In one-way ANOVA F=MStreatment/MSerror. F will be large if MStreatment is large compared to MSerror. MSerror is the within treatment mean square and MStreatment is the between treatment mean square. If each treatment level has very little variability in response and the different treatment levels have large variability one another, the result will be a large F. It is difficult to peg down the F-value. Yet I have not seen reason why the F cannot be so large.
It all depends on the data. The largest F I ever reported was over 11,000. It was on pHs in our treatments (which we were controlling) we had an effect size of 0.5, SD of 0.04 and an N of 200 per treatment. I wasn't even going to run a ANOVA but one of the reviewers insisted on it! See the first sentence in the results if you're curious (Long, W.C., Swiney, K.M., Harris, C., Page, H.N., and Foy, R.J. 2013. Effects of ocean acidification on juvenile red king crab (Paralithodes camtschaticus) and Tanner crab (Chionoecetes bairdi) growth, condition, calcification, and survival.

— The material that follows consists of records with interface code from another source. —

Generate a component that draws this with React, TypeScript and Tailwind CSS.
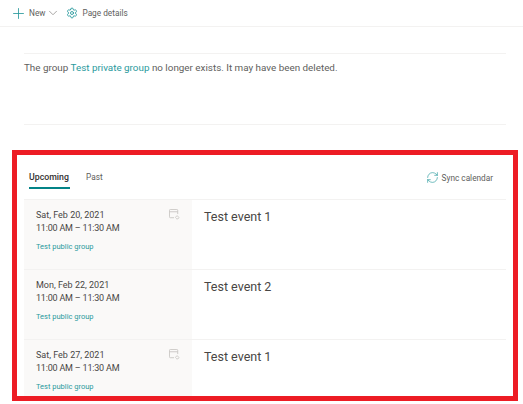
import React from 'react';
import { ChevronDown, Plus, RefreshCw, Settings } from 'lucide-react';

const events = [
  { date: 'Sat, Feb 20, 2021', title: 'Test event 1', recurring: true },
  { date: 'Mon, Feb 22, 2021', title: 'Test event 2', recurring: false },
  { date: 'Sat, Feb 27, 2021', title: 'Test event 1', recurring: true },
];

function SeriesIcon() {
  return (
    <svg width="11" height="11" viewBox="0 0 12 12" fill="none" stroke="#c8c6c4" strokeWidth="1" className="shrink-0">
      <path d="M5.5 9.5H1.5a1 1 0 0 1-1-1v-7a1 1 0 0 1 1-1h7a1 1 0 0 1 1 1v4" />
      <path d="M.5 3h9" />
      <path d="M7 9.5a2 2 0 0 1 3.4-1.2M11 9a2 2 0 0 1-3.4 1.2" />
    </svg>
  );
}

function EventRow({ date, title, recurring }: { date: string; title: string; recurring: boolean }) {
  return (
    <div className="flex h-[70px] shrink-0 border-b border-[#f3f2f1]">
      <div className="flex w-[168px] shrink-0 justify-between bg-[#faf9f8] pl-3 pr-[12px] pt-[9px]">
        <div>
          <div className="text-[9px] leading-[13px] text-[#484644]">{date}</div>
          <div className="text-[9px] leading-[13px] tracking-[-0.2px] text-[#484644]">11:00 AM – 11:30 AM</div>
          <div className="mt-[6px] text-[7.5px] leading-[11px] text-[#2a9a9d]">Test public group</div>
        </div>
        {recurring && <SeriesIcon />}
      </div>
      <div className="pl-3 pt-[7px] text-[12.5px] leading-[19px] text-[#484644]">{title}</div>
    </div>
  );
}

export default function App() {
  return (
    <div className="h-[404px] w-[523px] overflow-hidden bg-white font-['Roboto',sans-serif]">
      <div className="flex h-[27px] items-center border-b border-[#f3f2f1] pl-[10px] text-[8.25px] text-[#605e5c]">
        <Plus size={17} strokeWidth={1.2} className="text-[#2a9a9d]" />
        <span className="ml-[2px]">New</span>
        <ChevronDown size={14} strokeWidth={1.6} className="ml-[1px] text-[#a19f9d]" />
        <Settings size={12} strokeWidth={1.8} className="ml-[6px] text-[#2a9a9d]" />
        <span className="ml-[4px]">Page details</span>
      </div>

      <div className="ml-6 mr-[17px] mt-[26px] h-[72px] border-y border-[#f3f2f1] pt-[7px] text-[9.85px] leading-[13px] text-[#605e5c]">
        The group <span className="text-[#2a9a9d]">Test private group</span> no longer exists. It may have been deleted.
      </div>

      <div className="ml-3 mt-[25px] h-[251px] w-[506px] overflow-hidden border-[5px] border-[#ed1c24] px-[7px] pt-4">
        <div className="flex h-[29px] items-start justify-between border-b border-[#f3f2f1] pl-[5px] pr-[13px]">
          <div className="flex gap-[16px]">
            <div className="h-[18px] w-[41px] border-b-2 border-[#038387] text-[8.75px] leading-[12px] font-medium text-[#323130]">Upcoming</div>
            <div className="text-[8.25px] leading-[12px] text-[#605e5c]">Past</div>
          </div>
          <div className="flex items-center gap-[3px] text-[8.25px] leading-[12px] text-[#605e5c]">
            <RefreshCw size={13} strokeWidth={1.2} className="text-[#2a9a9d]" />
            Sync calendar
          </div>
        </div>
        {events.map((event) => (
          <EventRow key={event.date} {...event} />
        ))}
      </div>
    </div>
  );
}
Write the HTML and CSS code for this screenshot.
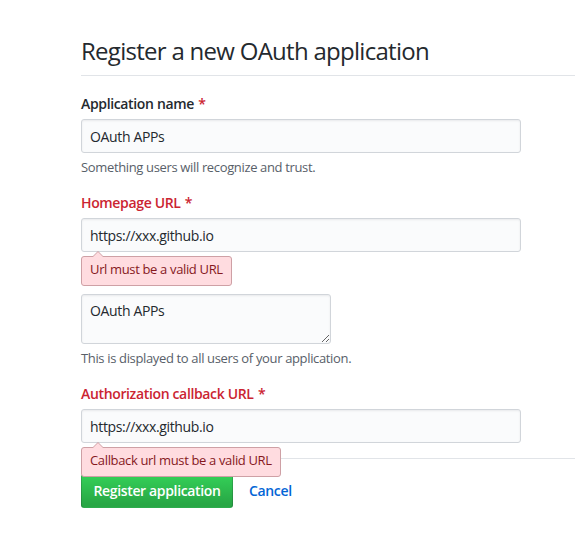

PLoS ONE 8(4): e60959. doi:10.1371/journal.pone.0060959.)
Anyway, as long as the ANOVA matches the experimental design (as one of the other answers suggested; if have a blocked or repeated measures design and you're running a 1-way ANOVA you're treating samples that are not independent as if they were, i.e. pseudoreplicating) then you shouldn't try to find a way to lower your F value.